The bookshop on the ground floor is good. The cafe on the upper floor overlooks the River Aire. Plan for at least two hours here.
The Village
Walk the streets north of the mill: Victoria Road, Albert Road, Caroline Street. The houses are uniform but not identical, with graded quality based on seniority; the larger houses near the park were for managers and senior workers. The almshouses on Albert Terrace were for retired workers and their families.
The congregational church at the top of Victoria Road is Salt’s private monument to himself: massive, classical, and containing his tomb and those of his family.
Shipley Glen, a short walk up from the village, has the oldest operating cable tramway in Britain (running since 1895), taking visitors up the hillside to a small fairground and moorland walks. It costs around £1.50 return and is worth doing for the novelty.
Getting There
Saltaire is one stop from Bradford on the Leeds-Bradford-Shipley rail line and 15 minutes from Leeds by train.
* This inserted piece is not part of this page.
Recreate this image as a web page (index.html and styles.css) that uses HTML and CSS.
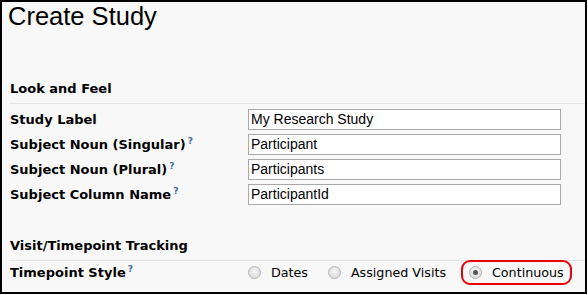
FILE: index.html
```html
<!DOCTYPE html>
<html>
<head>
    <title>Create Study</title>
    <link rel="stylesheet" href="styles.css">
</head>
<body>
    <div class="frame">
        <h1 class="title">Create Study</h1>

        <div class="section">
            <h2>Look and Feel</h2>
        </div>
        <div class="form">
            <div class="row">
                <label>Study Label</label>
                <div class="field">My Research Study</div>
            </div>
            <div class="row">
                <label>Subject Noun (Singular)<sup>?</sup></label>
                <div class="field">Participant</div>
            </div>
            <div class="row">
                <label>Subject Noun (Plural)<sup>?</sup></label>
                <div class="field">Participants</div>
            </div>
            <div class="row">
                <label>Subject Column Name<sup>?</sup></label>
                <div class="field">ParticipantId</div>
            </div>
        </div>

        <div class="section second">
            <h2>Visit/Timepoint Tracking</h2>
        </div>
        <div class="form tracking">
            <div class="row">
                <label>Timepoint Style<sup>?</sup></label>
                <div class="options">
                    <span class="opt"><span class="radio"></span>Dates</span>
                    <span class="opt"><span class="radio"></span>Assigned Visits</span>
                    <span class="opt picked"><span class="radio on"></span>Continuous</span>
                </div>
            </div>
        </div>
    </div>
</body>
</html>
```

FILE: styles.css
```css
body {
    margin: 0;
    background: #ffffff;
    font-family: "DejaVu Sans", Verdana, sans-serif;
    color: #000;
}
.frame {
    width: 583px;
    height: 290px;
    border: 2px solid #000;
    background-color: #f8f8f8;
    overflow: hidden;
}
.title {
    font-family: "Liberation Sans", Arial, sans-serif;
    font-weight: normal;
    font-size: 25.5px;
    line-height: 28px;
    margin: 0;
    padding: 0 0 0 6px;
}
.section {
    margin: 51px 0 0 7px;
    padding: 0 0 6px 1px;
    border-bottom: 1px solid #e3e3e3;
}
.section.second {
    margin-top: 31px;
}
.section h2 {
    margin: 0;
    font-size: 13px;
    font-weight: bold;
    line-height: 16px;
}
.form {
    padding: 3px 0 0 8px;
}
.form.tracking {
    padding-top: 0;
}
.row {
    display: flex;
    align-items: center;
    height: 25px;
}
.tracking .row {
    height: 23px;
}
.row label {
    width: 238px;
    font-size: 13px;
    font-weight: bold;
}
sup {
    font-size: 9px;
    color: #3d6e9e;
    margin-left: 2px;
    vertical-align: 5px;
    line-height: 0;
}
.field {
    width: 309px;
    height: 19px;
    border: 1px solid #a9a9a9;
    background: #fff;
    padding-left: 2px;
    font-family: "Liberation Sans", Arial, sans-serif;
    font-size: 14px;
    line-height: 19px;
}
.options {
    display: flex;
    align-items: center;
    font-size: 12.7px;
}
.opt {
    display: flex;
    align-items: center;
    gap: 10px;
    margin-right: 20px;
}
.radio {
    width: 11px;
    height: 11px;
    border-radius: 50%;
    border: 1px solid #b4b4b4;
    background: radial-gradient(circle at 50% 40%, #f4f4f4, #d6d6d6);
    position: relative;
}
.radio.on::after {
    content: "";
    position: absolute;
    left: 3px;
    top: 3px;
    width: 5px;
    height: 5px;
    border-radius: 50%;
    background: #555;
}
.picked {
    margin-left: -5px;
    padding: 3px 6px 3px 6px;
    border: 2px solid #e8000b;
    border-radius: 9px;
    margin-right: 0;
}
```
There is a station in the village. From London, the fastest trains reach Leeds in around 2 hours, from which Saltaire is 15 minutes further. The village is easily combined with a half-day in Bradford, which has the Industrial Museum (free) and the Wool Exchange.
Eating
The Salts Mill cafe is the obvious option and reasonably priced for what it is. For a pub meal, the Hop & Filbert near Shipley station is a short walk away and serves decent food. The farmers’ market at Saltaire runs every other month; check dates before planning around it.
Saltaire is a half-day rather than a full day, unless you combine it with the glen, Shipley, and Bradford. Allow 3-4 hours for the village and mill.